Neutering is a lot more effort than killing, but disposing is more effort than releasing (you can’t just throw piles and piles of dead cats in a dumpster).
Then my neighbor moved in. She was a pet photographer by trade, but also cared for all the neighborhood cats as well as all the area bodega cats - making sure they all had their shots and were spayed / neutered. She also traps around the city when needed. We had 4 street cats that just hung out on our block because she would leave food for them. I would occasionally feed her own three cats and whatever stray she had locked in the bathroom when she had to go out of town.
That's how I got my cantankerous orange tabby.
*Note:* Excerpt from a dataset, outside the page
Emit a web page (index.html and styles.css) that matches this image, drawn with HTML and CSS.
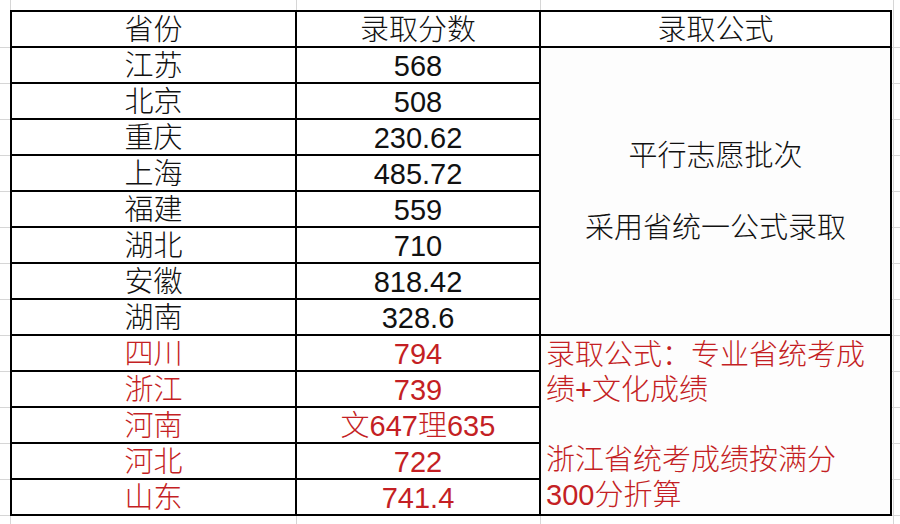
FILE: index.html
```html
<!DOCTYPE html>
<html lang="zh-CN">
<head>
<meta charset="utf-8">
<title>录取分数</title>
<link rel="stylesheet" href="styles.css">
</head>
<body>
<div class="sheet">
  <div class="grid">
    <div class="cell head">省份</div>
    <div class="cell head">录取分数</div>
    <div class="cell head">录取公式</div>

    <div class="cell">江苏</div><div class="cell">568</div>
    <div class="cell merged">平行志愿批次<br><br>采用省统一公式录取</div>
    <div class="cell">北京</div><div class="cell">508</div>
    <div class="cell">重庆</div><div class="cell">230.62</div>
    <div class="cell">上海</div><div class="cell">485.72</div>
    <div class="cell">福建</div><div class="cell">559</div>
    <div class="cell">湖北</div><div class="cell">710</div>
    <div class="cell">安徽</div><div class="cell">818.42</div>
    <div class="cell">湖南</div><div class="cell">328.6</div>

    <div class="cell red">四川</div><div class="cell red">794</div>
    <div class="cell red note">录取公式：专业省统考成<br>绩+文化成绩<br><br>浙江省统考成绩按满分<br>300分折算</div>
    <div class="cell red">浙江</div><div class="cell red">739</div>
    <div class="cell red">河南</div><div class="cell red">文647理635</div>
    <div class="cell red">河北</div><div class="cell red">722</div>
    <div class="cell red">山东</div><div class="cell red">741.4</div>
  </div>
</div>
</body>
</html>
```

FILE: styles.css
```css
html, body {
  margin: 0;
  padding: 0;
}
body {
  width: 900px;
  height: 524px;
  overflow: hidden;
  background-color: #ffffff;
  background-image:
    linear-gradient(#d6d6d6, #d6d6d6),
    linear-gradient(#d6d6d6, #d6d6d6),
    linear-gradient(#d6d6d6, #d6d6d6),
    linear-gradient(#d6d6d6, #d6d6d6),
    repeating-linear-gradient(to bottom, transparent 0 35px, #d6d6d6 35px 36px);
  background-size: 1px 100%, 1px 100%, 1px 100%, 1px 100%, 100% 100%;
  background-position: 10px 0, 296px 0, 540px 0, 893px 0, 0 12px;
  background-repeat: no-repeat, no-repeat, no-repeat, no-repeat, repeat;
  font-family: "Liberation Sans", "Noto Sans CJK SC", sans-serif;
  color: #111111;
}
.sheet {
  padding: 10px 0 0 10px;
}
.grid {
  display: grid;
  grid-template-columns: 283px 242px 349px;
  grid-auto-rows: 34px;
  gap: 2px;
  padding: 2px;
  background: #000000;
  width: max-content;
}
.cell {
  background: #ffffff;
  display: flex;
  align-items: center;
  justify-content: center;
  font-size: 29px;
  font-weight: 300;
  line-height: 34px;
  white-space: nowrap;
  overflow: hidden;
  padding-top: 1px;
}
.merged {
  grid-column: 3;
  grid-row: 2 / span 8;
  line-height: 36px;
  text-align: center;
  background: #fdfdfd;
}
.red {
  color: #c41f24;
}
.note {
  grid-column: 3;
  grid-row: 10 / span 5;
  display: block;
  text-align: left;
  line-height: 35px;
  padding: 2px 0 0 5px;
  overflow: visible;
  background: #fdfdfd;
}
```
He was abandoned on the streets of Bushwick and was fortunate for my neighbor. He hates everyone but my wife and I, and tolerates our young son. But he sleeps with us every night and rubs on our feet when he needs attention. There's no way he would have made it this far (13 years and counting) without my neighbor bringing him in as a kitten.
I was hoping to see her show up in the article.
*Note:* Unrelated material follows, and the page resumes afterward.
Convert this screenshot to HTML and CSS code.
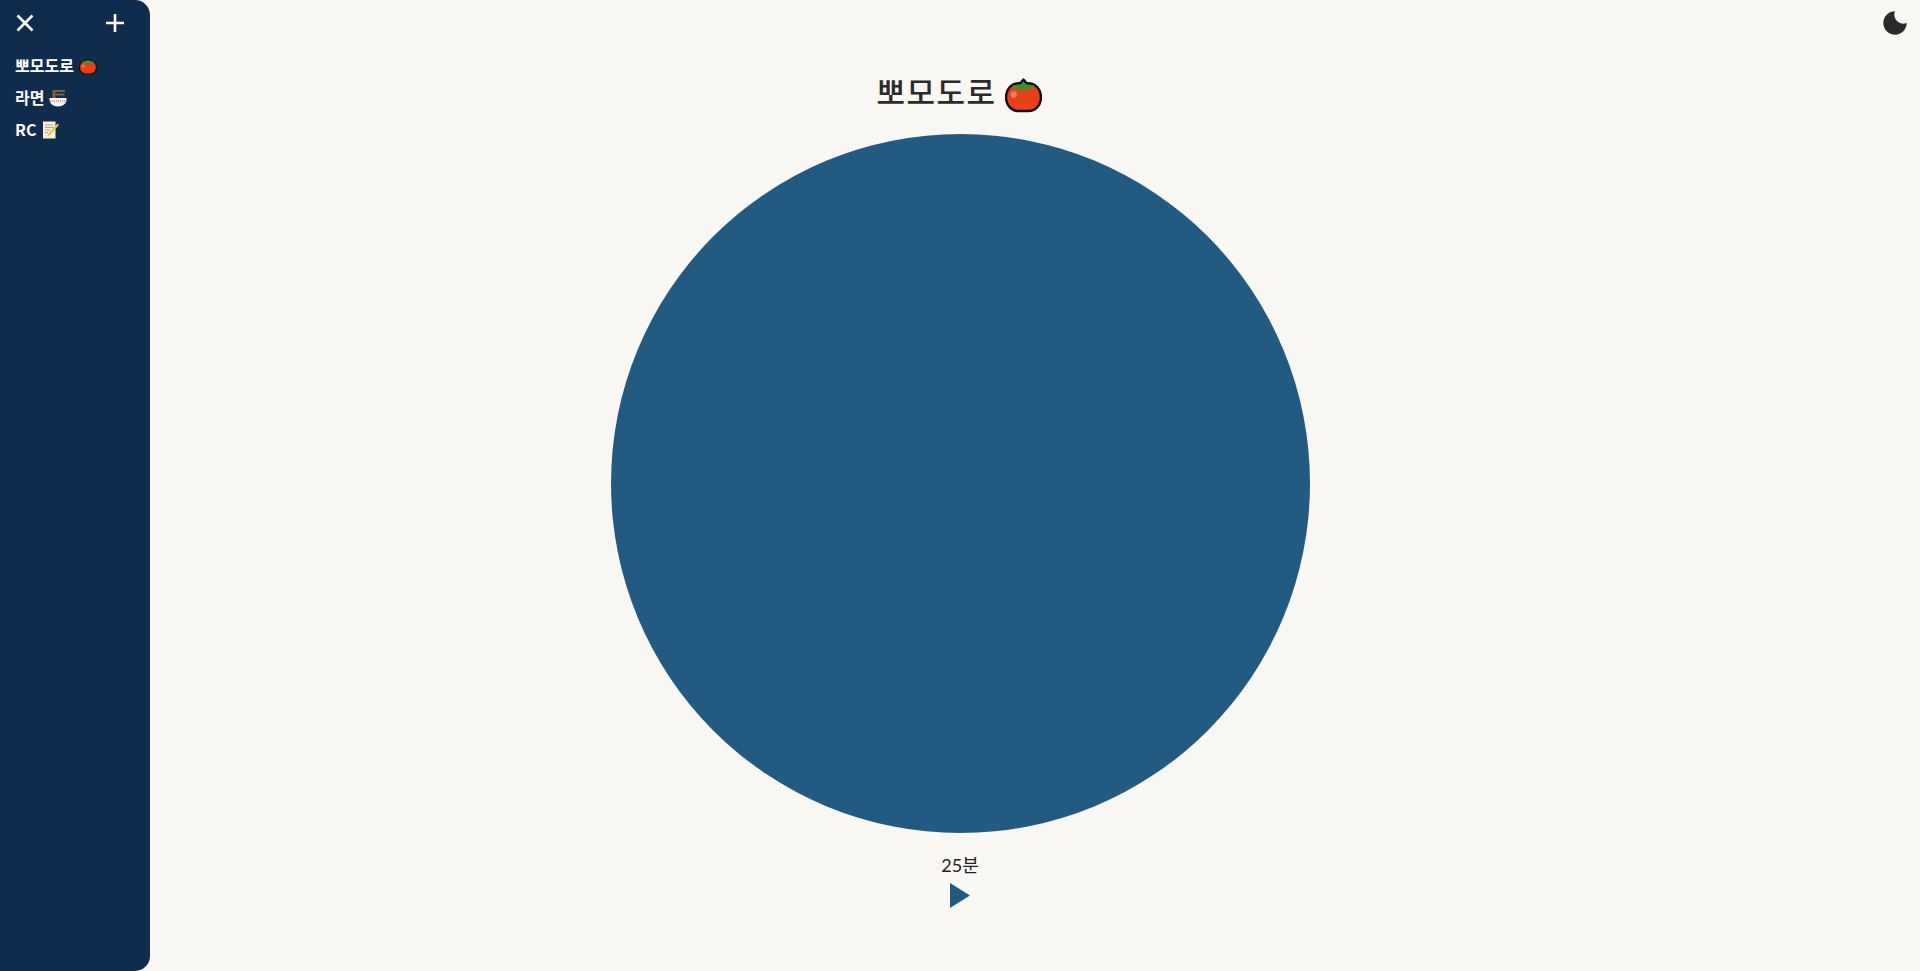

and...? I was hoping to see the rats show up on your comment but you never mentioned them again
Before then... One time I woke up to my girlfriend-at-the-time standing in our bed in tears, wavering over me with a baseball bat in hand. We were in good standing at the time, so I was confused but thought I was done for. Turns out she was trying to hunt down a big fat rat that she saw waddling across the dresser.
I had just finished a thirty-hour stretch of work so I was in no shape to deal with it. She broke some things with the bat, and it ended up waddling its fat ass back into the walls. I think it ate some poison because it ended up scratching at the walls for about a week as it slowly expired. Then the stink arrived and it took about as long to leave.
This is mentioned in the article.
So the amount of places that rats nest will increase.
Does increased nesting come with increased disease?
Do they breed significantly more when they have found nesting places they are comfortable with, and if so, by what factor?
And a vax of course.
The biggest issue is that NYC rats, the non-native species that have evolved in urban environments, have evolved with cats as a predator for a long period of time and are better than native birds/small mammals at evading cats. Cats eat the native population at a higher rate, which means the invasive and hated 'NYC rats' have less competition from native populations.
That cat was an amazing cat in so many ways.
Remember that a feral cat does not have access to health services. If they are injured trying to take down prey, they will probably be dead shortly after.
That having been said, if NYC has a rat problem, then it should also have a mouse problem. The problem here though is that trying to use feral cats to tame mice in the places where they’d be stubborn would be either troublesome, inhumane, or just disgusting (e.g. subway tracks).
What they can do easily is kill young, like most predators.
Imagine trying to fight a medium sized dog. You'd probably win, but after 2 or 3 encounters like that you'd probably get hurt. That's a bad proposition when there's smaller, easier prey. And just like, human garbage full of food too.